This is the time of year that corn on the cob starts coming in from California. While we dread the idea of the amount of fertilizer and pesticides used on cornfields, it is really hard to resist the pull of fresh corn. So, we buy it from time to time, generally when it’s being sold at some ridiculous loss-leader price like 6 ears for a dollar. When it’s that cheap, we don’t even bother looking through the corn to avoid a bad ear; our time is worth more than 16 cents. Yes, we sometimes get a bad ear or two, bu, with this recipe, you can turn those less-than-pristine ears into a crispy, tasty treat.
The other day, we were thumbing through our copy of The Joy of Cooking, by Irma S. Rombauer and Marion Rombauer Becker, and found this tasty-sounding recipe. We modified it ever so slightly with the addition of a pinch of cream of tartar to make it a bit easier to whip the egg white, but, other than that, it’s the same as you’ll find in Joy.
Serves 2 for lunch
- 4 ears fresh corn (about 2 1/2 cups cut kernels)
- 1 egg, separated
- 1/4 tsp salt
- Pinch cream of tartar
Free range eggs are the way to go, and, while we would prefer to use naturally-grown corn, even we sometimes fall off the wagon.

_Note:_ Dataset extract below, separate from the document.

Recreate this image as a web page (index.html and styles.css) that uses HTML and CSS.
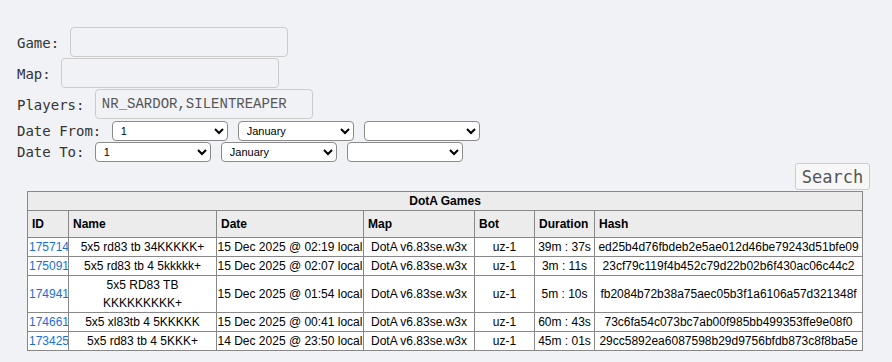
FILE: index.html
```html
<!DOCTYPE html>
<html lang="en">
<head>
    <meta charset="UTF-8">
    <title>DotA Games</title>

    <link rel="stylesheet" href="styles.css">

</head>
<body>

    <form id="search-box">
        <div class="field"><label>Game: </label><input type="text" name="game"></div>
        <div class="field"><label>Map: </label><input type="text" name="map"></div>
        <div class="field"><label>Players: </label><input type="text" name="players" value="NR_SARDOR,SILENTREAPER"></div>
        <div class="field date-row">
            <label>Date From: </label>
            <select><option>1</option></select>
            <select><option>January</option></select>
            <select><option></option></select>
        </div>
        <div class="field date-row">
            <label>Date To: </label>
            <select><option>1</option></select>
            <select><option>January</option></select>
            <select><option></option></select>
        </div>
        <div class="btn-row">
            <button type="button" class="search-btn">Search</button>
        </div>

        <table class="games">
            <colgroup>
                <col style="width: 41px">
                <col style="width: 148px">
                <col style="width: 147px">
                <col style="width: 111px">
                <col style="width: 60px">
                <col style="width: 60px">
                <col style="width: 268px">
            </colgroup>
            <thead>
                <tr><th colspan="7" class="caption">DotA Games</th></tr>
                <tr>
                    <th>ID</th>
                    <th>Name</th>
                    <th>Date</th>
                    <th>Map</th>
                    <th>Bot</th>
                    <th>Duration</th>
                    <th>Hash</th>
                </tr>
            </thead>
            <tbody>
                <tr>
                    <td class="id"><a href="#">175714</a></td>
                    <td>5x5 rd83 tb 34KKKKK+</td>
                    <td class="nw">15 Dec 2025 @ 02:19 local</td>
                    <td class="nw">DotA v6.83se.w3x</td>
                    <td>uz-1</td>
                    <td class="nw">39m : 37s</td>
                    <td class="nw">ed25b4d76fbdeb2e5ae012d46be79243d51bfe09</td>
                </tr>
                <tr>
                    <td class="id"><a href="#">175091</a></td>
                    <td>5x5 rd83 tb 4 5kkkkk+</td>
                    <td class="nw">15 Dec 2025 @ 02:07 local</td>
                    <td class="nw">DotA v6.83se.w3x</td>
                    <td>uz-1</td>
                    <td class="nw">3m : 11s</td>
                    <td class="nw">23cf79c119f4b452c79d22b02b6f430ac06c44c2</td>
                </tr>
                <tr>
                    <td class="id"><a href="#">174941</a></td>
                    <td>5x5 RD83 TB KKKKKKKKK+</td>
                    <td class="nw">15 Dec 2025 @ 01:54 local</td>
                    <td class="nw">DotA v6.83se.w3x</td>
                    <td>uz-1</td>
                    <td class="nw">5m : 10s</td>
                    <td class="nw">fb2084b72b38a75aec05b3f1a6106a57d321348f</td>
                </tr>
                <tr>
                    <td class="id"><a href="#">174661</a></td>
                    <td>5x5 xl83tb 4 5KKKKK</td>
                    <td class="nw">15 Dec 2025 @ 00:41 local</td>
                    <td class="nw">DotA v6.83se.w3x</td>
                    <td>uz-1</td>
                    <td class="nw">60m : 43s</td>
                    <td class="nw">73c6fa54c073bc7ab00f985bb499353ffe9e08f0</td>
                </tr>
                <tr>
                    <td class="id"><a href="#">173425</a></td>
                    <td>5x5 rd83 tb 4 5KKK+</td>
                    <td class="nw">14 Dec 2025 @ 23:50 local</td>
                    <td class="nw">DotA v6.83se.w3x</td>
                    <td>uz-1</td>
                    <td class="nw">45m : 01s</td>
                    <td class="nw">29cc5892ea6087598b29d9756bfdb873c8f8ba5e</td>
                </tr>
            </tbody>
        </table>
    </form>

</body>
</html>
```

FILE: styles.css
```css
body {
    margin: 0;
    background-color: #f1f2f6;
    color: #222;
    font-family: 'DejaVu Sans Mono', monospace;
    font-size: 14px;
}
#search-box {
    width: 853px;
    padding: 27px 0 0 17px;
}
.field {
    display: flex;
    align-items: center;
    height: 31px;
}
.field>label {
    white-space: pre;
    color: #333;
}
.field>input {
    box-sizing: border-box;
    width: 218px;
    height: 30px;
    margin: 0 0 1px 2px;
    padding: 0 6px;
    background-color: #f1f2f6;
    border: 1px solid #ccc;
    border-radius: 4px;
    font-family: 'Liberation Mono', monospace;
    font-size: 14px;
    color: #555;
    outline: none;
}
.date-row {
    height: 21px;
}
.date-row>select {
    box-sizing: border-box;
    width: 116px;
    height: 20px;
    margin-left: 2px;
    margin-right: 8px;
    padding: 0 4px;
    background-color: white;
    border: 1px solid #8a8a8a;
    border-radius: 4px;
    font-family: 'Liberation Sans', sans-serif;
    font-size: 11px;
    color: black;
}
.btn-row {
    display: flex;
    justify-content: flex-end;
    margin-top: 1px;
}
.search-btn {
    width: 75px;
    height: 27px;
    padding: 0;
    background-color: #f7f7f8;
    border: 1px solid #ccc;
    border-radius: 3px;
    font-family: 'DejaVu Sans Mono', monospace;
    font-size: 17px;
    color: #555;
}
.games {
    width: 835px;
    margin: 1px 0 0 10px;
    table-layout: fixed;
    border-collapse: collapse;
    border: 1px solid #888;
    background-color: white;
    font-family: 'Liberation Sans', Arial, sans-serif;
    font-size: 12px;
    color: black;
}
.games th {
    background-color: #ececec;
    border: 1px solid #888;
    text-align: left;
    padding: 4px 4px;
    line-height: 18px;
}
.games th.caption {
    text-align: center;
    padding: 0;
}
.games td {
    border: 1px solid #888;
    text-align: center;
    padding: 0 1px;
    line-height: 18px;
    overflow: hidden;
}
.games td.nw {
    white-space: nowrap;
    padding: 0;
}
.games td.id {
    text-align: left;
}
.games a {
    color: #1a6fd6;
    text-decoration: none;
}
```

Cut kernels. Hold the ear of corn upright and slice off the kernels. We find that a small, finely serrated knife works wonders. We picked ours up in New Zealand, but you might be able to find one a bit closer to home — unless you’re in New Zealand, of course.
Separate egg. Separate the egg and place the white in a 2-quart bowl. Put the yolk in a small bowl.

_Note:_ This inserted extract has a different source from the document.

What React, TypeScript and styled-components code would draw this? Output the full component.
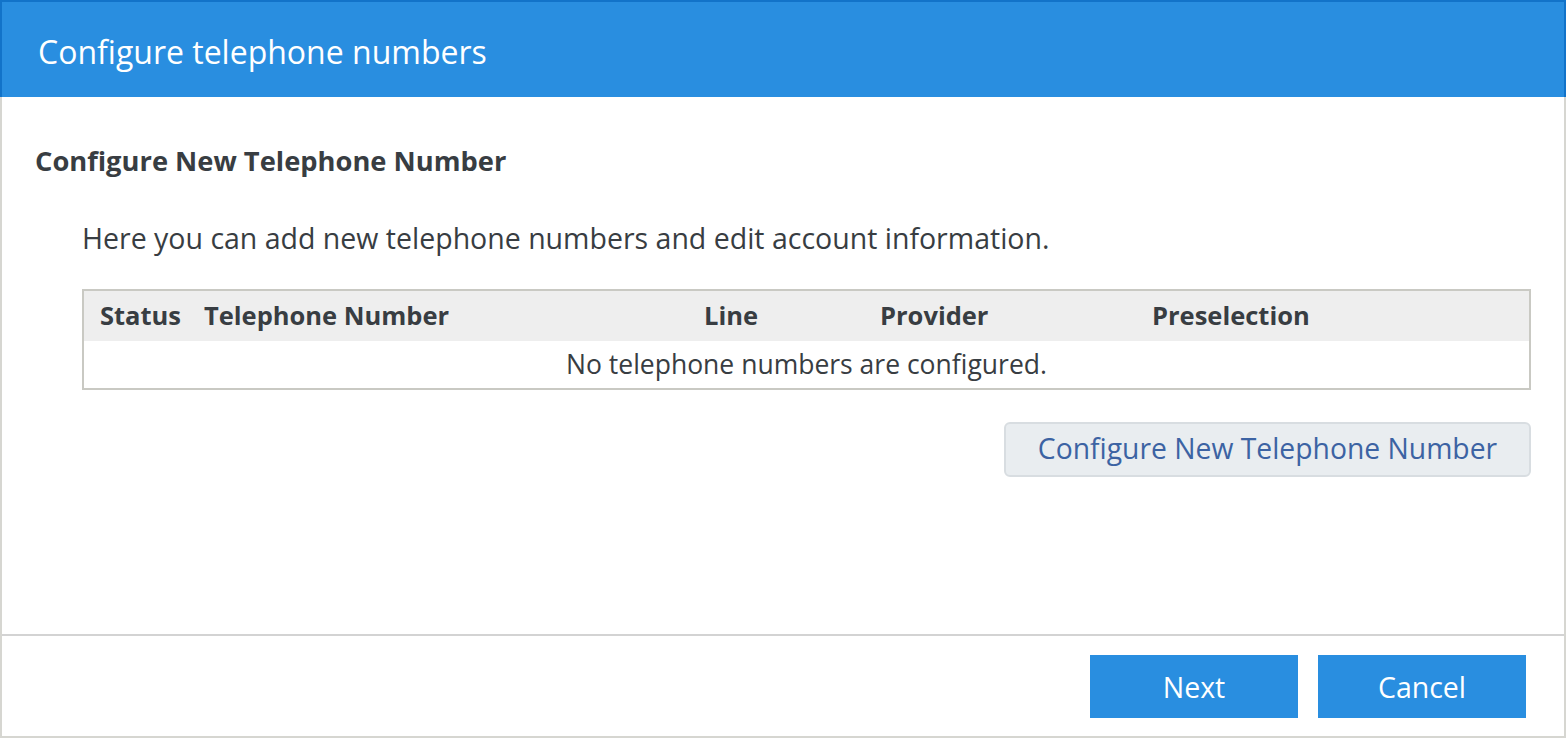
import styled, { createGlobalStyle } from 'styled-components';

const GlobalStyle = createGlobalStyle`
  *, *::before, *::after {
    box-sizing: border-box;
  }
  html, body {
    margin: 0;
    padding: 0;
    background: #ffffff;
  }
  body {
    font-family: "Source Sans Pro", "Open Sans", "Noto Sans", sans-serif;
    color: #383d42;
  }
`;

const Dialog = styled.div`
  width: 1566px;
  height: 738px;
  display: flex;
  flex-direction: column;
  border: 2px solid #d6d6d1;
  border-top: none;
`;

const Header = styled.div`
  height: 97px;
  flex-shrink: 0;
  margin: 0 -2px;
  background: #298ee0;
  border: 2px solid #1273c9;
  border-bottom: none;
  display: flex;
  align-items: center;
  padding: 4px 0 0 36px;
`;

const Title = styled.h1`
  margin: 0;
  color: #ffffff;
  font-size: 32px;
  line-height: 40px;
  font-weight: 400;
`;

const Body = styled.div`
  flex: 1;
  padding: 46px 33px 0 33px;
  display: flex;
  flex-direction: column;
`;

const SectionTitle = styled.h2`
  margin: 0;
  font-size: 27.3px;
  line-height: 36px;
  font-weight: 700;
  color: #383d42;
`;

const Content = styled.div`
  padding-left: 47px;
  display: flex;
  flex-direction: column;
`;

const Intro = styled.p`
  margin: 41px 0 33px;
  font-size: 28.5px;
  line-height: 36px;
  color: #383d42;
`;

const Table = styled.table`
  width: 100%;
  table-layout: fixed;
  border-collapse: collapse;
  border: 2px solid #c9c9c3;
  font-size: 26.5px;
`;

const HeadRow = styled.tr`
  background: #eeeeee;
  height: 51px;
`;

const Th = styled.th`
  text-align: left;
  font-size: 25.5px;
  font-weight: 700;
  padding: 0 0 2px 16px;
  color: #383d42;
  white-space: nowrap;
`;

const EmptyCell = styled.td`
  text-align: center;
  height: 48px;
  padding: 0 0 2px;
  color: #383d42;
`;

const Actions = styled.div`
  display: flex;
  justify-content: flex-end;
  margin-top: 32px;
`;

const SecondaryButton = styled.button`
  height: 55px;
  width: 527px;
  padding: 0 0 3px;
  font-family: inherit;
  font-size: 28.3px;
  color: #3c63a3;
  background: #e9edf0;
  border: 2px solid #d8dde1;
  border-radius: 6px;
`;

const Footer = styled.div`
  height: 102px;
  flex-shrink: 0;
  border-top: 2px solid #d3d3d3;
  display: flex;
  justify-content: flex-end;
  align-items: flex-start;
  gap: 20px;
  padding: 19px 38px 0 0;
`;

const PrimaryButton = styled.button`
  width: 208px;
  height: 63px;
  padding: 0;
  border: none;
  background: #298ee0;
  color: #ffffff;
  font-family: inherit;
  font-size: 28.5px;
`;

const columns = [
  { label: 'Status', width: 105 },
  { label: 'Telephone Number', width: 500 },
  { label: 'Line', width: 176 },
  { label: 'Provider', width: 272 },
  { label: 'Preselection' },
];

export default function App() {
  return (
    <>
      <GlobalStyle />
      <Dialog>
        <Header>
          <Title>Configure telephone numbers</Title>
        </Header>
        <Body>
          <SectionTitle>Configure New Telephone Number</SectionTitle>
          <Content>
            <Intro>Here you can add new telephone numbers and edit account information.</Intro>
            <Table>
              <colgroup>
                {columns.map((c) => (
                  <col key={c.label} style={c.width ? { width: c.width } : undefined} />
                ))}
              </colgroup>
              <thead>
                <HeadRow>
                  {columns.map((c) => (
                    <Th key={c.label}>{c.label}</Th>
                  ))}
                </HeadRow>
              </thead>
              <tbody>
                <tr>
                  <EmptyCell colSpan={5}>No telephone numbers are configured.</EmptyCell>
                </tr>
              </tbody>
            </Table>
            <Actions>
              <SecondaryButton>Configure New Telephone Number</SecondaryButton>
            </Actions>
          </Content>
        </Body>
        <Footer>
          <PrimaryButton>Next</PrimaryButton>
          <PrimaryButton>Cancel</PrimaryButton>
        </Footer>
      </Dialog>
    </>
  );
}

Whip egg white. Add the pinch of cream of tartar to the egg white and whisk until you have firm but not dry peaks. Yes, you could do this in a mixer, but one egg white? Come on, just whisk like crazy and get an arm workout. It’ll take about 5 minutes.
Make corn batter. Sprinkle the salt onto the corn. Stir. Briefly beat the egg yolk and add to the corn and stir. Okay, it’s not really a batter, more like yolk-covered corn kernels.
Fold into whites. Fold the kernels into the egg whites. Yep, it’s a bit tricky, but you’ll do it. And, if you’re wondering why you’re going through all the trouble of separating the egg, whipping the whites, and folding in the corn, it’s because if you don’t you have scrambled egg with corn. Doesn’t sound as good, does it?
Fry. Drop corn fritter batter, about two tablespoons at a time, onto a hot, lightly greased griddle, and cook as you would a pancake. We found that 2 minutes on a side was about right.
Serve immediately. These start getting a bit soggy once they are off the griddle. Soggy is not the same as tasty (spelled differently), so just dish ’em up and munch them down.
We liked the fritters, though they were a bit different from what we normally think of as fritters. These are a pretty good way to use up a few ears of corn that aren’t quite up to snuff for grilling. And, you get a bit of arm exercise. Four stars.